On Wed, May 26, 2010 at 12:35 PM, Jan Vornberger
On Tue, May 25, 2010 at 02:35:45PM -0400, Gwern Branwen wrote:
Besides the BSD issues, I think this is the perfect opportunity to both take care of all outstanding patches and upgrade the 2 repos' formats.
I agree that the backlog of outstanding patches should be reduced - but how was that handled in previous releases of xmonad? It seems to me, that right before a release is the last time where you would want to apply a considerable number of little-tested patches, isn't it?
In previous releases, it wasn't so much of an issue because development was more active.
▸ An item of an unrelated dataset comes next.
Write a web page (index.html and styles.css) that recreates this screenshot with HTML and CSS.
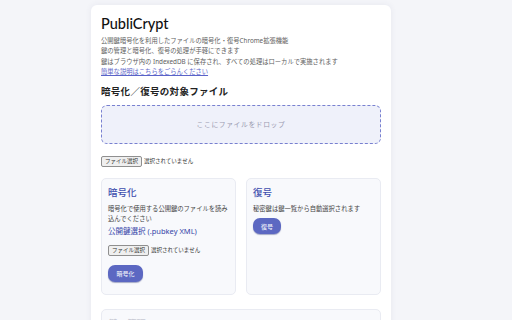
FILE: index.html
```html
<!DOCTYPE html>
<html lang="ja">
<head>
  <meta charset="UTF-8">
  <title>PubliCrypt</title>
  <link rel="stylesheet" href="styles.css">
</head>
<body>
  <div class="container">
    <h1>PubliCrypt</h1>
    <div class="descricao">
      <p>公開鍵暗号化を利用したファイルの暗号化・復号Chrome拡張機能</p>
      <p>鍵の管理と暗号化、復号の処理が手軽にできます</p>
      <p>鍵はブラウザ内の IndexedDB に保存され、すべての処理はローカルで実施されます</p>
      <p><a href="#">簡単な説明はこちらをごらんください</a></p>
    </div>

    <h2>暗号化／復号の対象ファイル</h2>
    <div class="dropzone">ここにファイルをドロップ</div>
    <div class="arquivo">
      <span class="btn-arquivo">ファイル選択</span>
      <span>選択されていません</span>
    </div>

    <div class="cartoes">
      <div class="cartao">
        <h3>暗号化</h3>
        <p class="texto">暗号化で使用する公開鍵のファイルを読み込んでください</p>
        <div class="link-chave">公開鍵選択 (.pubkey XML)</div>
        <div class="arquivo pequeno">
          <span class="btn-arquivo">ファイル選択</span>
          <span>選択されていません</span>
        </div>
        <button class="btn-acao">暗号化</button>
      </div>
      <div class="cartao">
        <h3>復号</h3>
        <p class="texto">秘密鍵は鍵一覧から自動選択されます</p>
        <button class="btn-acao curto">復号</button>
      </div>
    </div>

    <div class="cartao largo">
      <h3 class="apagado">鍵の管理</h3>
    </div>
  </div>
</body>
</html>
```

FILE: styles.css
```css
body {
  background-color: #f4f5f9;
  margin: 0;
  font-family: "Noto Sans", "Noto Sans CJK JP", sans-serif;
  color: #222;
}

.container {
  width: 280px;
  margin: 5px 0 0 91px;
  padding: 10px 10px 20px;
  background-color: white;
  border-radius: 6px;
  box-shadow: 0 0 6px rgba(60, 70, 120, 0.08);
}

h1 {
  font-family: Lato, "Noto Sans", sans-serif;
  font-size: 14.5px;
  font-weight: 500;
  margin: 0 0 3px;
  line-height: 18px;
  color: #111;
}

.descricao p {
  margin: 0;
  font-size: 6.3px;
  line-height: 10.4px;
  color: #606060;
  white-space: nowrap;
}

.descricao a {
  color: #5a63c8;
}

h2 {
  font-size: 9.5px;
  font-weight: 600;
  letter-spacing: 0.3px;
  margin: 7px 0 6px;
  line-height: 14px;
  color: #222;
}

.dropzone {
  height: 37px;
  border: 1px dashed #7880d0;
  border-radius: 6px;
  background-color: #eff1fa;
  display: flex;
  align-items: center;
  justify-content: center;
  font-size: 6.8px;
  letter-spacing: 0.6px;
  color: #9a9ab0;
}

.arquivo {
  display: flex;
  align-items: center;
  gap: 2px;
  margin: 12px 0 0;
  font-size: 5.5px;
  color: #333;
}

.btn-arquivo {
  border: 1px solid #8f8f8f;
  border-radius: 2px;
  background-color: #efefef;
  padding: 1px 3px;
  line-height: 7px;
}

.cartoes {
  display: grid;
  grid-template-columns: 1fr 1fr;
  gap: 10px;
  margin-top: 11px;
}

.cartao {
  box-sizing: border-box;
  background-color: #f8f9fc;
  border: 1px solid #e9ebf2;
  border-radius: 5px;
  padding: 7px 6px;
  height: 117px;
}

.cartao h3 {
  font-size: 9.5px;
  font-weight: 500;
  color: #3f4fae;
  margin: 0 0 4px;
  line-height: 14px;
}

.texto {
  margin: 0;
  font-size: 6.3px;
  line-height: 10.5px;
  color: #444;
}

.link-chave {
  font-size: 7.5px;
  color: #3545a8;
  margin-top: 1px;
  line-height: 11px;
}

.arquivo.pequeno {
  margin-top: 8px;
}

.btn-acao {
  display: block;
  margin-top: 9px;
  width: 35px;
  height: 17px;
  border: none;
  border-radius: 7px;
  background-color: #5c68c2;
  color: white;
  font-family: inherit;
  font-size: 6px;
  padding: 0;
  box-shadow: 0 1px 1px rgba(40, 50, 120, 0.4);
}

.btn-acao.curto {
  width: 28px;
  height: 16px;
  margin-top: 4px;
}

.cartao.largo {
  margin-top: 14px;
  height: 40px;
}

.apagado {
  color: #c8cad4 !important;
}
```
If a patch didn't get decided on in time for one release, well, it would shortly and the next release was only a few months away anyway. (0.1-0.5 were all released in 2007.)
Isn't the idea to let development happen over a certain amount of time, then wait a little, let things settle and get the assurance that a fair number of users are running xmonad-darcs without problems before releasing it as a new stable version?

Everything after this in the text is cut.